Anna believes the guidelines also provide a reliable resources for clinicians as they continue to learn and build their experience while working with people who are affected by trauma.
“The completion of a Masters in Clinical Psychology does not make you an expert in trauma, nor does it provide you with direct training in psychological interventions to treat people affected by trauma. However, it would be safe to say that nearly all psychologists come across presentations of trauma in their clinical work,” she says.
“As psychologists, we must bring appropriate skills to our clinical practice, having a trusted source of evidence-based information to guide our work is invaluable. The PTSD guidelines provide a wealth of knowledge about screening assessment, diagnosis, comorbidities, and of course, which psychological intervention is recommended.. This helps clinicians better understand what clinical training they might need to treat people affected by trauma or may help inform whom they should be referring their client to if they do not have the relevant training or expertise.”

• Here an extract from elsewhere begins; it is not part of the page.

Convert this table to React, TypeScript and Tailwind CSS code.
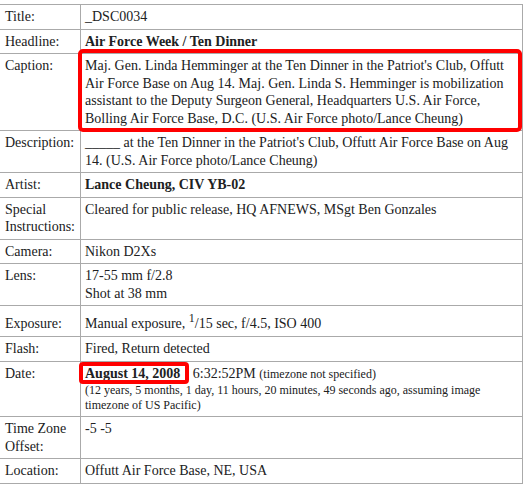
type Row = { label: React.ReactNode; value: React.ReactNode; pad?: string };

const rows: Row[] = [
  { label: 'Title:', value: '_DSC0034' },
  { label: 'Headline:', value: <b>Air Force Week / Ten Dinner</b> },
  {
    label: 'Caption:',
    value:
      "Maj. Gen. Linda Hemminger at the Ten Dinner in the Patriot's Club, Offutt Air Force Base on Aug 14. Maj. Gen. Linda S. Hemminger is mobilization assistant to the Deputy Surgeon General, Headquarters U.S. Air Force, Bolling Air Force Base, D.C. (U.S. Air Force photo/Lance Cheung)",
  },
  {
    label: 'Description:',
    value:
      "_____ at the Ten Dinner in the Patriot's Club, Offutt Air Force Base on Aug 14. (U.S. Air Force photo/Lance Cheung)",
  },
  { label: 'Artist:', value: <b>Lance Cheung, CIV YB-02</b> },
  { label: 'Special Instructions:', value: 'Cleared for public release, HQ AFNEWS, MSgt Ben Gonzales' },
  { label: 'Camera:', value: 'Nikon D2Xs' },
  {
    label: 'Lens:',
    value: (
      <>
        17-55 mm f/2.8
        <br />
        Shot at 38 mm
      </>
    ),
  },
  {
    label: 'Exposure:',
    pad: 'pb-[4px]',
    value: (
      <>
        Manual exposure, <sup className="static align-super text-[12px] leading-normal">1</sup>/15 sec, f/4.5, ISO 400
      </>
    ),
  },
  { label: 'Flash:', value: 'Fired, Return detected' },
  {
    label: 'Date:',
    value: (
      <>
        <b>August 14, 2008</b> <span className="ml-[9px]">6:32:52PM</span>{' '}
        <span className="text-[12px]">(timezone not specified)</span>
        <span className="block text-[12px] leading-[15px]">
          (12 years, 5 months, 1 day, 11 hours, 20 minutes, 49 seconds ago, assuming image timezone of US Pacific)
        </span>
      </>
    ),
  },
  { label: 'Time Zone Offset:', value: '-5 -5' },
  { label: 'Location:', value: 'Offutt Air Force Base, NE, USA' },
];

export default function App() {
  return (
    <div className="relative h-[485px] w-[524px] overflow-hidden bg-white font-['Liberation_Serif',serif] text-[14px] leading-[17.5px] text-[#202122]">
      <table className="-ml-px mt-1 w-[524px] table-fixed border-collapse">
        <colgroup>
          <col className="w-[81px]" />
          <col />
        </colgroup>
        <tbody>
          {rows.map((row, i) => (
            <tr key={i}>
              <td className="border border-[#aaa] px-[5px] py-[3px] align-baseline">{row.label}</td>
              <td className={`border border-[#aaa] px-[4px] py-[3px] align-baseline ${row.pad ?? ''}`}>{row.value}</td>
            </tr>
          ))}
        </tbody>
      </table>

      {/* annotation boxes */}
      <div className="pointer-events-none absolute left-[78px] top-[49px] h-[83px] w-[444px] rounded-[5px] border-[4px] border-[#f00]" />
      <div className="pointer-events-none absolute left-[79px] top-[362px] h-[22px] w-[110px] rounded-[4px] border-[4px] border-[#f00]" />
    </div>
  );
}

While there is increasing public awareness of PTSD, myths and misconceptions are still prevalent and Anna believes this can deter some people suffering with trauma from getting the care they need.
She says making the PTSD guidelines as accessible as possible to clinicians and consumers is important. Anna is aware that Phoenix Australia has been working hard on this and have recently created new guideline summary materials that are really clear and succinct. She thinks this will go a long way in ensuring that the information from the guidelines is as accessible as possible for practitioners and consumers alike.
Anna says that work also needs to be done to encourage more people experiencing the effects of trauma to seek help.
“The challenge can be getting a client to understand that they are not “weak” for developing symptoms of PTSD. The stigma around PTSD still exists and, as a result, people sometimes blame themselves for developing PTSD and believe they should have coped better,” says Anna.
“PTSD is an incredibly debilitating mental health issue. It is still often misunderstood in the community, so being able to work with clients and use an evidence-based treatment to help them is incredibly rewarding work.”